These are the key concepts you need to understand to accurately answer the question.

standard form of hyperbola
To solve hyperbola equations, it's crucial to recognize the standard form. A standard equation for a hyperbola opens horizontally: \[ \frac{(x-h)^2}{a^2} - \frac{(y-k)^2}{b^2} = 1 \] and one for a hyperbola that opens vertically is: \[ \frac{(y-k)^2}{a^2} - \frac{(x-h)^2}{b^2} = 1 \]. Here:
  • h and k represent the coordinates of the center of the hyperbola.
  • a is the distance from the center to the vertices.
  • b helps find the equations of the asymptotes and the shape of the hyperbola.
Starting with the correct form simplifies the problem immensely.
center of hyperbola
The center of a hyperbola is straightforward to identify once the equation is in standard form. For \[ \frac{(x-h)^{2}}{a^{2}}-\frac{(y-k)^{2}}{b^{2}}=1 \], the center is at \((h,k)\).Given the equation in the problem, \[ \frac{(x-2)^{2}}{9}-\frac{(y-1)^{2}}{4}=1 \], we directly see that h=2 and k=1, hence the center is \((2,1)\). This center is pivotal for graphing and understanding the hyperbola’s layout.
vertices of hyperbola
Vertices are the points where the hyperbola intersects its principal axis. To find them:
  • Identify a, where a is derived from a^2 in the standard form equation. For our equation, a^2 = 9, so a = 3.
  • The vertices are a units from the center along the x-axis if the hyperbola opens horizontally, or along the y-axis if it opens vertically. Since \[ \frac{(x-2)^{2}}{9}-\frac{(y-1)^{2}}{4}=1 \] opens horizontally, we find the vertices by adding and subtracting 3 from the x-coordinate of the center: (2-3, 1) and (2+3, 1), which are (-1,1) and (5,1).
Vertices are crucial as they mark the ends of the hyperbola’s transverse axis.
asymptotes of hyperbola
Asymptotes are the lines that the hyperbola approaches but never touches. They define the shape of the hyperbola. For the horizontal hyperbola in the standard form \( \frac{(x-h)^2}{a^2} - \frac{(y-k)^2}{b^2} = 1 \), the asymptotes are given by \( y = k \pm \frac{b}{a}(x-h) \).

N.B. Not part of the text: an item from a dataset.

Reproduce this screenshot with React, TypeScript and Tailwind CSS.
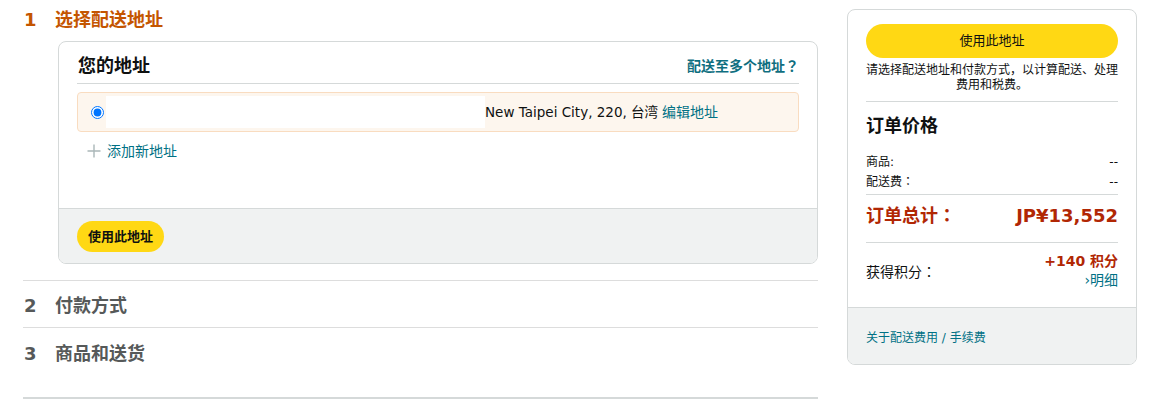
const font = { fontFamily: '"DejaVu Sans", "Noto Sans CJK SC", sans-serif' };
const jp = { fontFamily: '"Noto Sans CJK JP", sans-serif' };

// full-width punctuation centred in its cell, as in the screenshot
function P({ c }: { c: string }) {
  return (
    <span className="leading-none" style={jp}>
      {c}
    </span>
  );
}

function StepRow({ n, label }: { n: string; label: string }) {
  return (
    <div className="flex items-center text-[18px] font-bold leading-[22px] text-[#565959]">
      <span className="w-[32px] pl-[1px]">{n}</span>
      <span>{label}</span>
    </div>
  );
}

function AddressBox() {
  return (
    <div className="ml-[35px] overflow-hidden rounded-[8px] border border-[#d5d9d9]">
      <div className="px-[18px] pb-[48px] pt-[13px]">
        <div className="flex items-center justify-between border-b border-[#d5d9d9] pb-[6px] pl-[1px]">
          <h2 className="text-[18px] font-bold leading-[22px] text-[#0f1111]">您的地址</h2>
          <a className="text-[14px] font-bold leading-[18px] text-[#0f6e7f]">
            配送至多个地址<P c="？" />
          </a>
        </div>
        <div className="mt-[8px] flex h-[40px] items-center rounded-[4px] border border-[#f9dcc0] bg-[#fdf6ee] pl-[13px]">
          <input type="radio" checked readOnly className="m-0 h-[13px] w-[13px]" />
          <div className="ml-[2px] h-[32px] w-[379px] bg-white" />
          <span className="text-[13.5px] leading-[18px] text-[#0f1111]">New Taipei City, 220, 台湾</span>
          <a className="ml-[4px] text-[14px] leading-[18px] text-[#007185]">编辑地址</a>
        </div>
        <div className="mt-[10px] flex items-center pl-[10px] text-[14px] leading-[18px] text-[#007185]">
          <svg width="14" height="14" viewBox="0 0 14 14" className="mr-[6px]">
            <path d="M7 0.5v13M0.5 7h13" stroke="#aab7b8" strokeWidth="1.4" />
          </svg>
          添加新地址
        </div>
      </div>
      <div className="border-t border-[#d5d9d9] bg-[#f0f2f2] px-[18px] pb-[11px] pt-[12px]">
        <button className="h-[31px] rounded-full bg-[#ffd814] px-[11px] text-[13px] font-bold leading-[16px] text-[#0f1111]">
          使用此地址
        </button>
      </div>
    </div>
  );
}

function Summary() {
  return (
    <div className="mt-[9px] flex h-[356px] w-[290px] flex-col overflow-hidden rounded-[8px] border border-[#d5d9d9]">
      <div className="flex-1 px-[18px] pt-[14px]">
        <button className="h-[34px] w-full rounded-full bg-[#ffd814] text-[13px] leading-[16px] text-[#0f1111]">
          使用此地址
        </button>
        <p className="mt-[5px] text-center text-[12px] leading-[15px] text-[#0f1111]">
          请选择配送地址和付款方式，以计算配送、处理费用和税费。
        </p>
        <div className="mt-[8px] border-t border-[#d5d9d9]" />
        <h3 className="mt-[13px] text-[18px] font-bold leading-[22px] text-[#0f1111]">订单价格</h3>
        <div className="mt-[15px] text-[12px] leading-[20px] text-[#0f1111]">
          <div className="flex justify-between">
            <span>商品:</span>
            <span>--</span>
          </div>
          <div className="flex justify-between">
            <span>
              配送费<P c="：" />
            </span>
            <span>--</span>
          </div>
        </div>
        <div className="mt-[2px] border-t border-[#d5d9d9]" />
        <div className="mt-[9px] flex items-center justify-between text-[18px] font-bold leading-[24px] text-[#b12704]">
          <span>
            订单总计<P c="：" />
          </span>
          <span>JP¥13,552</span>
        </div>
        <div className="mt-[14px] border-t border-[#d5d9d9]" />
        <div className="mt-[9px] flex items-center justify-between">
          <span className="pt-[2px] text-[14px] leading-[18px] text-[#0f1111]">
            获得积分<P c="：" />
          </span>
          <div className="text-right text-[14px] leading-[19px]">
            <div className="font-bold text-[#b12704]">+140 积分</div>
            <a className="text-[#007185]">›明细</a>
          </div>
        </div>
      </div>
      <div className="h-[57px] border-t border-[#d5d9d9] bg-[#f0f2f2] px-[18px] pt-[22px] text-[12px] leading-[17px] text-[#007185]">
        关于配送费用 / 手续费
      </div>
    </div>
  );
}

export default function App() {
  return (
    <div className="flex h-[406px] w-[1163px] bg-white pl-[23px]" style={font}>
      <div className="w-[795px]">
        <div className="flex h-[41px] items-start pt-[9px] text-[18px] font-bold leading-[22px] text-[#c45500]">
          <span className="w-[32px] pl-[1px]">1</span>
          <span>选择配送地址</span>
        </div>
        <AddressBox />
        <div className="mt-[16px] border-t border-[#dddddd] pb-[10px] pt-[14px]">
          <StepRow n="2" label="付款方式" />
        </div>
        <div className="h-[70px] border-t border-[#dddddd] pt-[15px]">
          <StepRow n="3" label="商品和送货" />
        </div>
        <div className="border-t-2 border-[#d5d9d9]" />
      </div>
      <div className="ml-[29px]">
        <Summary />
      </div>
    </div>
  );
}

  • Identify b, which comes from b^2 in the equation. For our hyperbola, b^2=4, so b=2.
  • Substitute h, k, a, and b into the asymptote equations: \( y = 1 \pm \frac{2}{3}(x-2) \).
These lines help guide the shape of your hyperbola on the graph.
graphing hyperbolas
When graphing hyperbolas, combine all the elements. Follow these steps:
  • Plot the center of the hyperbola at (2,1).
  • Mark the vertices at (-1,1) and (5,1).
  • Draw the asymptotes using \( y = 1 + \frac{2}{3}(x-2) \) and \( y = 1 - \frac{2}{3}(x-2) \).
  • Sketch the hyperbola by drawing two curves passing through the vertices and approaching the asymptotes, opening left and right.
With all these elements, you create an accurate graph of the hyperbola. Practice these steps to become proficient in quickly graphing hyperbolas.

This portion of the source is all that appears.